• [STORED RECORDS]:
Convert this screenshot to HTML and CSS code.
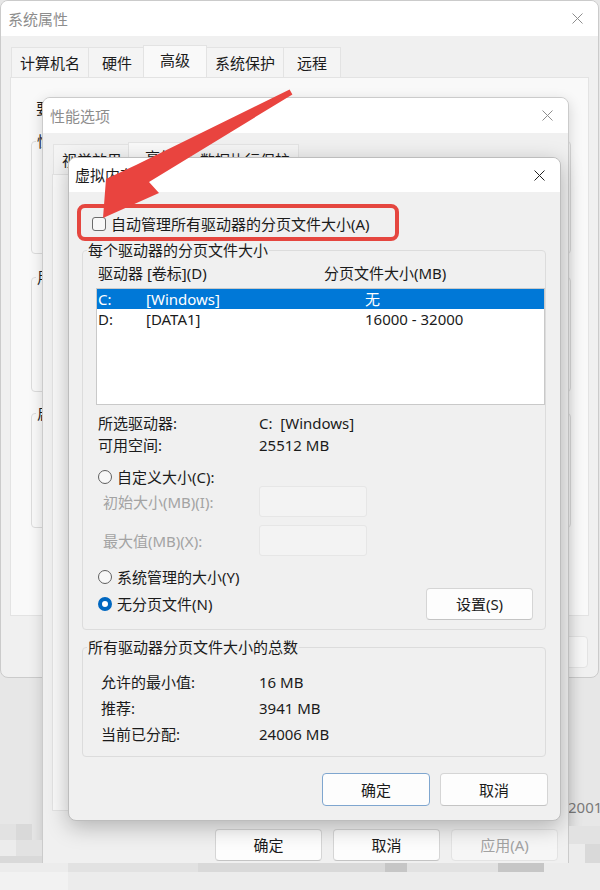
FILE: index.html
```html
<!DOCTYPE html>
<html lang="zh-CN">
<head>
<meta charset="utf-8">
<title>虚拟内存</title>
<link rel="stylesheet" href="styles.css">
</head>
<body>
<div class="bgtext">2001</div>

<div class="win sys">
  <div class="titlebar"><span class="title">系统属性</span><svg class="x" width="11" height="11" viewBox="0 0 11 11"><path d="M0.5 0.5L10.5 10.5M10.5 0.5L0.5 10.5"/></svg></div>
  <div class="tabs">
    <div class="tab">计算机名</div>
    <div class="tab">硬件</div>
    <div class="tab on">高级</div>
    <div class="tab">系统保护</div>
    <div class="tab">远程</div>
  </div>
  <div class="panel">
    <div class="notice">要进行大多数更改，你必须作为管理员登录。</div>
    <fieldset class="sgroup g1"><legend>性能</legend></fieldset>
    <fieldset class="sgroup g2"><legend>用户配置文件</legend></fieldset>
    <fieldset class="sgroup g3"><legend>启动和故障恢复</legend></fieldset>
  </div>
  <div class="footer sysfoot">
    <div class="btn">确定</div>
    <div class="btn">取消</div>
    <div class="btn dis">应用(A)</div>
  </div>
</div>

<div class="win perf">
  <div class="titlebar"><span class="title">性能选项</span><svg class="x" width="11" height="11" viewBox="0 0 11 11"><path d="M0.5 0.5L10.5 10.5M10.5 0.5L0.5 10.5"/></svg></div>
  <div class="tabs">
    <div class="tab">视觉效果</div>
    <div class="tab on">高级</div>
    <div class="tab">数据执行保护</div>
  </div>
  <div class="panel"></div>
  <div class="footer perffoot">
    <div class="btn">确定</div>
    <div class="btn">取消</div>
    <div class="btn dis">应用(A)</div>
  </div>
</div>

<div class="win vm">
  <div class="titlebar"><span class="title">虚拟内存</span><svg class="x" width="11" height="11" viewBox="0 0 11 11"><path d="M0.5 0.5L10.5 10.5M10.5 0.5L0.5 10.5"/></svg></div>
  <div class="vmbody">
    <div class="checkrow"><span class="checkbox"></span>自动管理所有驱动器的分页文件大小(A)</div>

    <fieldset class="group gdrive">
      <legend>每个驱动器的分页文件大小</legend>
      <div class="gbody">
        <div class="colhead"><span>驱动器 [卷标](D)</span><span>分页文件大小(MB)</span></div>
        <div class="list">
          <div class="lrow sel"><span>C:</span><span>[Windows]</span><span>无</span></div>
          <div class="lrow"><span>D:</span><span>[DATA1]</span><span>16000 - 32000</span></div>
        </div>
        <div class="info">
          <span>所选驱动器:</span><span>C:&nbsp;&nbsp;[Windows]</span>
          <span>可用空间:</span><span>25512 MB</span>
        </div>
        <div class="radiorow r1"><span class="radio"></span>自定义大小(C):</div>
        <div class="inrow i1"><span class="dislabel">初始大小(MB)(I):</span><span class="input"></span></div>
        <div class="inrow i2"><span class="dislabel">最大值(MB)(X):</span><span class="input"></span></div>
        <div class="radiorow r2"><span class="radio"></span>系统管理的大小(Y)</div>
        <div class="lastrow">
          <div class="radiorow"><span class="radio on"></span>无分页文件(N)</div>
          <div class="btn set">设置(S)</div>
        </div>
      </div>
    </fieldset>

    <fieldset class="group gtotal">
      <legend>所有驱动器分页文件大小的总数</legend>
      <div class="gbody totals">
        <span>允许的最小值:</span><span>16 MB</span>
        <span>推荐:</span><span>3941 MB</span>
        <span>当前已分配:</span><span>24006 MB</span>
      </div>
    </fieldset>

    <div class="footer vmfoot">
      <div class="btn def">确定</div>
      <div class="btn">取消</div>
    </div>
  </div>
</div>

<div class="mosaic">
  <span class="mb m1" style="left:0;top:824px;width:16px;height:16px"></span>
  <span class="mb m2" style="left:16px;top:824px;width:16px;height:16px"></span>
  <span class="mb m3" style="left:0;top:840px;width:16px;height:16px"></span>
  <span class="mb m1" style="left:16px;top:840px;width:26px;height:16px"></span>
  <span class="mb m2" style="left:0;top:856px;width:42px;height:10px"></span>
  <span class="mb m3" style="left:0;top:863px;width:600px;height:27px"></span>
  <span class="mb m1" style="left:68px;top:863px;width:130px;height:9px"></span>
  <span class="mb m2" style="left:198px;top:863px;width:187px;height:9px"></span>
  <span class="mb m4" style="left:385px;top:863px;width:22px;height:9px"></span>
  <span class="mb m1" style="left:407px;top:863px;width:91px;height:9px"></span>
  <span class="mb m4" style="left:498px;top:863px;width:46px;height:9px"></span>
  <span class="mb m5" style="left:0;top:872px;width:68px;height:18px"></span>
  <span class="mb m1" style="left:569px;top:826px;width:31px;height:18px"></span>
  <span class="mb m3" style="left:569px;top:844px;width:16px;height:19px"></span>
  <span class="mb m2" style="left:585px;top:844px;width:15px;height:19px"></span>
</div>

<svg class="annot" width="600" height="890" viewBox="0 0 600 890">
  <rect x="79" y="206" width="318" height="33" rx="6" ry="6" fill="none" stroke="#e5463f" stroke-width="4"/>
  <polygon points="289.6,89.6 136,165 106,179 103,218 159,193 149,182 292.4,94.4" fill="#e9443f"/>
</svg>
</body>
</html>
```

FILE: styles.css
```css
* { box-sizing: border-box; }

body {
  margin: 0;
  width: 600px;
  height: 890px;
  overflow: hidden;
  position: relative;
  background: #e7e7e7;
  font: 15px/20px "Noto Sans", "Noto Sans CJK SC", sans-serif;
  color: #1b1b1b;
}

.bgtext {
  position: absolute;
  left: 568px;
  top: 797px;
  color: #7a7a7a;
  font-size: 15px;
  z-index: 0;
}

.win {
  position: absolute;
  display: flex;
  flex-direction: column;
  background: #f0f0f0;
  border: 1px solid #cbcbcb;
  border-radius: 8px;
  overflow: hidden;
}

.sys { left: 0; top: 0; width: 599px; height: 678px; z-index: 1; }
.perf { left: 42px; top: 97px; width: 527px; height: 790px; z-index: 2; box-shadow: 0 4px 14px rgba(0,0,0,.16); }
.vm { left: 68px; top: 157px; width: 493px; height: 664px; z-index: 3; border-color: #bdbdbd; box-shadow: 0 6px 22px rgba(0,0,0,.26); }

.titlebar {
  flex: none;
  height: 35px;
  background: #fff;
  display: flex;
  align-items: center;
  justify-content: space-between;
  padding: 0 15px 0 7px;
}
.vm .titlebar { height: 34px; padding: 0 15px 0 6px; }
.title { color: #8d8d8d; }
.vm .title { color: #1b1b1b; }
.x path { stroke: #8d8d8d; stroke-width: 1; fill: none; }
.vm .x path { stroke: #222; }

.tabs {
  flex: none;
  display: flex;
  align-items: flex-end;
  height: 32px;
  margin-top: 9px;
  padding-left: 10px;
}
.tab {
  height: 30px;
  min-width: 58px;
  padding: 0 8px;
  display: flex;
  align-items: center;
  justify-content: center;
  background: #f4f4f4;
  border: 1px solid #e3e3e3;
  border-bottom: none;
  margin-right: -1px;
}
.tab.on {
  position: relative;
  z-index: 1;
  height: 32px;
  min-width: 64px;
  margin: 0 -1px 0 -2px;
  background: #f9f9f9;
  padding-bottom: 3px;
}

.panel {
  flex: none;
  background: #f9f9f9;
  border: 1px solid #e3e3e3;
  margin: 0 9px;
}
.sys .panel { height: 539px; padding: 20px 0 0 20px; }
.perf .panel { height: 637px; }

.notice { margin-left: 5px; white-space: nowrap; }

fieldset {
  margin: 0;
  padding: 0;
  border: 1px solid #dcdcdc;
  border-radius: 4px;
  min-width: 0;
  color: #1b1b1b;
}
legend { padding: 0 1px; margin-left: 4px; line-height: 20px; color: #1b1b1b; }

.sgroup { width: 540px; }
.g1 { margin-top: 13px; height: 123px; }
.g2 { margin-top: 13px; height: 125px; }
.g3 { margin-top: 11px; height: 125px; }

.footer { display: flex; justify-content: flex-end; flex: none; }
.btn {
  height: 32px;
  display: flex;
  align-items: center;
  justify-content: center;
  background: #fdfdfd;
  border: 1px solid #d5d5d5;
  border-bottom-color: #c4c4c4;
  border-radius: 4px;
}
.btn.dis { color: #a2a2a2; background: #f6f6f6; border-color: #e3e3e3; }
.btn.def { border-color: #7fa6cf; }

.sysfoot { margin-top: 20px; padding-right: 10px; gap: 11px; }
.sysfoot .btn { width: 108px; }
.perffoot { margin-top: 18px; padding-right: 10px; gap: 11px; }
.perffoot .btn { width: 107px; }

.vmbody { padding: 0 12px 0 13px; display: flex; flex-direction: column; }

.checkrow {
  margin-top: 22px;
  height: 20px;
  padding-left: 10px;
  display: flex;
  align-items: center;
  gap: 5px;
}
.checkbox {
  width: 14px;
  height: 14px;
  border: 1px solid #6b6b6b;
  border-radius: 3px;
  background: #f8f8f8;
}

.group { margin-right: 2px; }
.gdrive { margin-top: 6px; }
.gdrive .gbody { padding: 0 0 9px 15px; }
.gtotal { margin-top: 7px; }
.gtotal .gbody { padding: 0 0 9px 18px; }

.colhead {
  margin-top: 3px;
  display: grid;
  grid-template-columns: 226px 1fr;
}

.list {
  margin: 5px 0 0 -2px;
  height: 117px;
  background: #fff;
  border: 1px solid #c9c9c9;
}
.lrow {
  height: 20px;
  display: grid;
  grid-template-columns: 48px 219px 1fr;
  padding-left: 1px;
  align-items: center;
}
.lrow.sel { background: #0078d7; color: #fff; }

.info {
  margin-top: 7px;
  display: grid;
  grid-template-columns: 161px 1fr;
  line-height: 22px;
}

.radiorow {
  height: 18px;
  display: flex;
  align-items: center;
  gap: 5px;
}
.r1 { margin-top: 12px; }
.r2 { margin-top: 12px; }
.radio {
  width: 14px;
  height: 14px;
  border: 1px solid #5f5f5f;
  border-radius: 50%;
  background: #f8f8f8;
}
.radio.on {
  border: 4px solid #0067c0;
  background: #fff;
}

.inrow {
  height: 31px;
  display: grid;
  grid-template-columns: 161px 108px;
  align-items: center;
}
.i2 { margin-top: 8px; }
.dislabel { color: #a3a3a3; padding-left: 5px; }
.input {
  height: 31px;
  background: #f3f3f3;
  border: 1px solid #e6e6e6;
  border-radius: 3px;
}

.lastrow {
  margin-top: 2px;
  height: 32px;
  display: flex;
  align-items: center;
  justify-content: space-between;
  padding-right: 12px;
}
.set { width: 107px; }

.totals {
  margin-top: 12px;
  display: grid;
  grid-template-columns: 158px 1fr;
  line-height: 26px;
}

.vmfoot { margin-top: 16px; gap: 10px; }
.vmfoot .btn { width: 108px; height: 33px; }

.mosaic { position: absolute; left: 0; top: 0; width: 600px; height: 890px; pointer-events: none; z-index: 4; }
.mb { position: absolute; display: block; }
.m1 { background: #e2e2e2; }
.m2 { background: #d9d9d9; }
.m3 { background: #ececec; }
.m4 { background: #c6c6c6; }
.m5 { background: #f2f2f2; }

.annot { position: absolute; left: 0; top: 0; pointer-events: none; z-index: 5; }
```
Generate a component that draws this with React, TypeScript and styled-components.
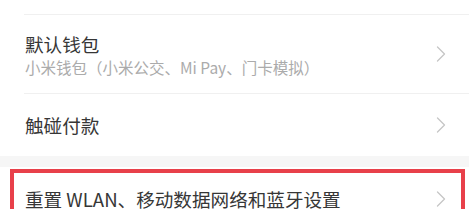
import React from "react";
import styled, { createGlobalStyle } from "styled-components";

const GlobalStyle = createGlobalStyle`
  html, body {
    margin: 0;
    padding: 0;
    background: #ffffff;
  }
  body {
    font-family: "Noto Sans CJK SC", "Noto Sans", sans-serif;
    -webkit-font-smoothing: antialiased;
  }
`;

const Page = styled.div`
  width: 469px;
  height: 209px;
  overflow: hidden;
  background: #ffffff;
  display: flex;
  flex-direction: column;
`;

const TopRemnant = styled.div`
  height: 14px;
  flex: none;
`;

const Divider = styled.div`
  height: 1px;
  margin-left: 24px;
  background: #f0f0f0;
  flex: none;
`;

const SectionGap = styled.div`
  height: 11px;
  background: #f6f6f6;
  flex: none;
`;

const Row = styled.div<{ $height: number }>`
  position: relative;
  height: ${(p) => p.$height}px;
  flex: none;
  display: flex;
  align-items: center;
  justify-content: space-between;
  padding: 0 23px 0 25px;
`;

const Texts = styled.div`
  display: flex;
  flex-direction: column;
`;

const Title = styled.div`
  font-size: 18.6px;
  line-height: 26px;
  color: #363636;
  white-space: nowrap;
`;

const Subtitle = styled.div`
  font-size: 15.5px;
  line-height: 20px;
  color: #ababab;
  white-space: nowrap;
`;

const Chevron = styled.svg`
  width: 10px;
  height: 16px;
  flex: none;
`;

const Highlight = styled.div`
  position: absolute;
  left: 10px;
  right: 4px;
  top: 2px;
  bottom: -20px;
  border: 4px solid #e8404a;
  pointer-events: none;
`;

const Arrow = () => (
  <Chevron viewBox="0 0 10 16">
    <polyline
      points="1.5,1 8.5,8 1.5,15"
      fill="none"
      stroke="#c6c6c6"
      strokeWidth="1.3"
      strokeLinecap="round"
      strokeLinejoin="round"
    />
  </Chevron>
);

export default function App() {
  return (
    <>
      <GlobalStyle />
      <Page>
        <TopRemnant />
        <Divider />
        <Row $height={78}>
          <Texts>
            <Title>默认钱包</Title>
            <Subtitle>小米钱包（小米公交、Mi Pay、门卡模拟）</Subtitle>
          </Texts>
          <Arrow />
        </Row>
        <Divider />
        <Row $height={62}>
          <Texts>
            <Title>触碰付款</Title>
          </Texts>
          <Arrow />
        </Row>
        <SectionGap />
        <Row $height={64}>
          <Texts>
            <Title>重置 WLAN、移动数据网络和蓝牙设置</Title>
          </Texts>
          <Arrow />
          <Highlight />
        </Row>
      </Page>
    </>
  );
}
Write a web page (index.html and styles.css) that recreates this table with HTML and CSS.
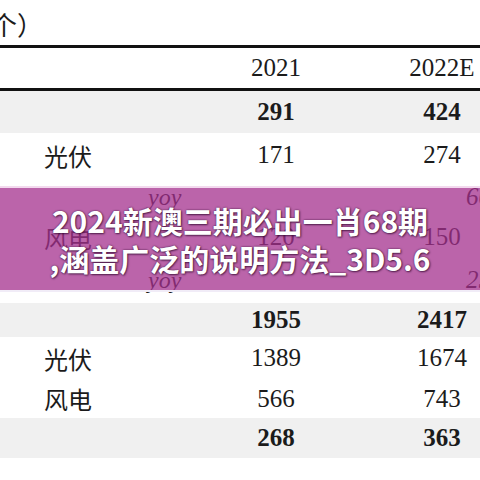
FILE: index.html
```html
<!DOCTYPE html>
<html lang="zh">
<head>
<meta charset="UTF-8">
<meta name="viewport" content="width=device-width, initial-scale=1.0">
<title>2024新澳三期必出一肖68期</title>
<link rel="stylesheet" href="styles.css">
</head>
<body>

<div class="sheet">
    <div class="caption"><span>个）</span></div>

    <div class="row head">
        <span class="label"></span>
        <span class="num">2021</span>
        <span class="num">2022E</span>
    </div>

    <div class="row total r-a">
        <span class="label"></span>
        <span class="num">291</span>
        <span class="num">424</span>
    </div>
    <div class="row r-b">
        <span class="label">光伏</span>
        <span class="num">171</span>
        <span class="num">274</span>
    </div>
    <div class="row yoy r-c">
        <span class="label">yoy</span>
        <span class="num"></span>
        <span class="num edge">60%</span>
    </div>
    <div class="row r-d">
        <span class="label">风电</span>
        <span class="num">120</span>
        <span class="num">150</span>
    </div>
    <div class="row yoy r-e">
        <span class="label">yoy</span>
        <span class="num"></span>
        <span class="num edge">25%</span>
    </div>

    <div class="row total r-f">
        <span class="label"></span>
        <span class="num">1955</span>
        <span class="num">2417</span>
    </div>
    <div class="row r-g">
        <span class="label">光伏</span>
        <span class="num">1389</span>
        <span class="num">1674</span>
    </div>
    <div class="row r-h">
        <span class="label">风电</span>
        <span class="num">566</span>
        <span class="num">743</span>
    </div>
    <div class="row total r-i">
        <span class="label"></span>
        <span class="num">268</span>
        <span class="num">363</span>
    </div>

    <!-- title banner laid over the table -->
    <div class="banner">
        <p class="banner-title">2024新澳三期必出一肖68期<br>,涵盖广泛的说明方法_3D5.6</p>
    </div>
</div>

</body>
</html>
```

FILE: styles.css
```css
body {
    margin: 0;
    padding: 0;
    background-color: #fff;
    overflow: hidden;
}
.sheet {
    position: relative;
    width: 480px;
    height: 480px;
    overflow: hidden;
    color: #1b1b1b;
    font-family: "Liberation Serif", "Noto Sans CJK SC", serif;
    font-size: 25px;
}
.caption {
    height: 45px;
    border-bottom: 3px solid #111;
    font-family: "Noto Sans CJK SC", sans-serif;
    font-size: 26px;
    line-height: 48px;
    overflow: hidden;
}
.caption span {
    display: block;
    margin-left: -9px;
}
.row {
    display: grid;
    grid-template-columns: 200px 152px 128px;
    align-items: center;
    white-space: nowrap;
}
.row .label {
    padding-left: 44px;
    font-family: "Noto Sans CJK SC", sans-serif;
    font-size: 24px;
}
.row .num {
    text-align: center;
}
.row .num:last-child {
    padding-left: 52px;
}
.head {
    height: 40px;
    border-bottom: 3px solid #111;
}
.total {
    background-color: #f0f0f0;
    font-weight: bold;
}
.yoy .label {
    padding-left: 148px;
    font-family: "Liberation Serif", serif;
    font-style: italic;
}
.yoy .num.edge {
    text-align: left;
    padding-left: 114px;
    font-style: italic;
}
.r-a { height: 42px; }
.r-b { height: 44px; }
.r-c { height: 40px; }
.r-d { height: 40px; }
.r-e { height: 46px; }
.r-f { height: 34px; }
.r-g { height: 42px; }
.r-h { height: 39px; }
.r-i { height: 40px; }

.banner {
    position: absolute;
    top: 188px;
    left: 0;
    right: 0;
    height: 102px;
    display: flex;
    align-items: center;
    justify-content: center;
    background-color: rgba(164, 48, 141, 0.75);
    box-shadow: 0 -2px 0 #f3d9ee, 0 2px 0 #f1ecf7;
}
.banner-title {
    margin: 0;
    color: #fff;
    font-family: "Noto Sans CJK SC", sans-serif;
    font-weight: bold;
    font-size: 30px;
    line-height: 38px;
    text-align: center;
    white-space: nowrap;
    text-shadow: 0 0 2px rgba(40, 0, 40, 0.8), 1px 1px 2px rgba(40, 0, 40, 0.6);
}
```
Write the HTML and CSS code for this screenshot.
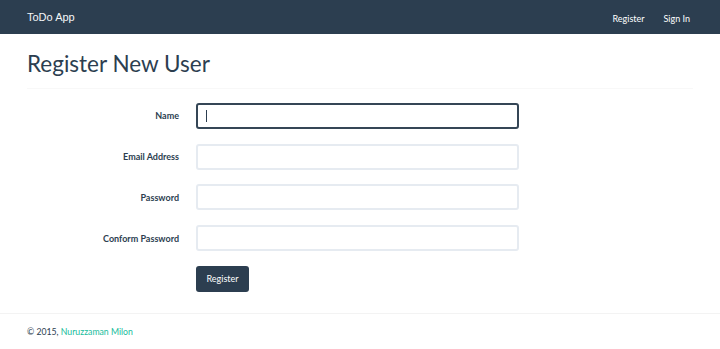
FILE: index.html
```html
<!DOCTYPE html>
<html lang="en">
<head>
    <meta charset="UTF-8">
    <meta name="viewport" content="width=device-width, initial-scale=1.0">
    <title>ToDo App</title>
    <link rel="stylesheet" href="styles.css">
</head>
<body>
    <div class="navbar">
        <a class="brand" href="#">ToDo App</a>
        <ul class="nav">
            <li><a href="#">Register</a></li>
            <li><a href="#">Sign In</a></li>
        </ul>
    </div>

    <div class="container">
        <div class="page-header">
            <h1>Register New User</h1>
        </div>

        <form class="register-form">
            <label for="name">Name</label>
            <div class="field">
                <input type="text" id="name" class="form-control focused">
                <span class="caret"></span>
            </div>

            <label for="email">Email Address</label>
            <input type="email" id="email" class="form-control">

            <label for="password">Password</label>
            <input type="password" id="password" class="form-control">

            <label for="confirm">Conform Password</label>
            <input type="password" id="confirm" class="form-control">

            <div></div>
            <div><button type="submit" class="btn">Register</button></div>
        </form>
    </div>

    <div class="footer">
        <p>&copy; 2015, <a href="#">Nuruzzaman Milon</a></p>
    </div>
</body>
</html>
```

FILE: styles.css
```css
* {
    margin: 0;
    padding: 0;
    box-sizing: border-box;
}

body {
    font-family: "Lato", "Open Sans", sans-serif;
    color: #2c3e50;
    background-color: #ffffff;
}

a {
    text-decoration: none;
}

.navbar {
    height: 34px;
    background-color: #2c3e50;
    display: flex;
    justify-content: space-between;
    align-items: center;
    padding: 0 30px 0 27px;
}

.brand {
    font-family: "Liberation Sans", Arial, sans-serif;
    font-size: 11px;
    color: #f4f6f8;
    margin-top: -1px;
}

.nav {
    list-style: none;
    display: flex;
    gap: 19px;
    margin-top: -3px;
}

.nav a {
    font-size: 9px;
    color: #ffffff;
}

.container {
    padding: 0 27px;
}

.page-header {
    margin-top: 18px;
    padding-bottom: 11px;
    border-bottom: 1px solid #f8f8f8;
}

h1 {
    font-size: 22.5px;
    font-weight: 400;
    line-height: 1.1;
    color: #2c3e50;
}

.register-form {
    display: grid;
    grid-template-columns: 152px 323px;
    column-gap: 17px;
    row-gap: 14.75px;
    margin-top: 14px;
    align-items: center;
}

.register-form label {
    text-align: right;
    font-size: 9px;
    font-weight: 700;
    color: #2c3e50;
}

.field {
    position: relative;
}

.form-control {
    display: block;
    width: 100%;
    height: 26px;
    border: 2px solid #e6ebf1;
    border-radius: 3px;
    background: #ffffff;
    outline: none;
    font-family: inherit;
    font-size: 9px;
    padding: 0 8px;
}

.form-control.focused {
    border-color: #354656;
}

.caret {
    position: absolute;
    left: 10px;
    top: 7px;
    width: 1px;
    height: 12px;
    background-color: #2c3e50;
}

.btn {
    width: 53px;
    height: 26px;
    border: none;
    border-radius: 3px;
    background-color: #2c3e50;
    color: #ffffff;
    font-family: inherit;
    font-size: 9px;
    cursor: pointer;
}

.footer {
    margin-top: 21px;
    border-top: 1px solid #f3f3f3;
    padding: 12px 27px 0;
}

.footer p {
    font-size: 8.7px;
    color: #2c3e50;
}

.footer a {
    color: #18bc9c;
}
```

• [TASK OBJECTIVE]:
Where does the word "styled" appear? Return each line that holds it.

• [WRITTEN SOLUTION]:
Generate a component that draws this with React, TypeScript and styled-components.
import styled, { createGlobalStyle } from "styled-components";
const Page = styled.div`
const TopRemnant = styled.div`
const Divider = styled.div`
const SectionGap = styled.div`
const Row = styled.div<{ $height: number }>`
const Texts = styled.div`
const Title = styled.div`
const Subtitle = styled.div`
const Chevron = styled.svg`
const Highlight = styled.div`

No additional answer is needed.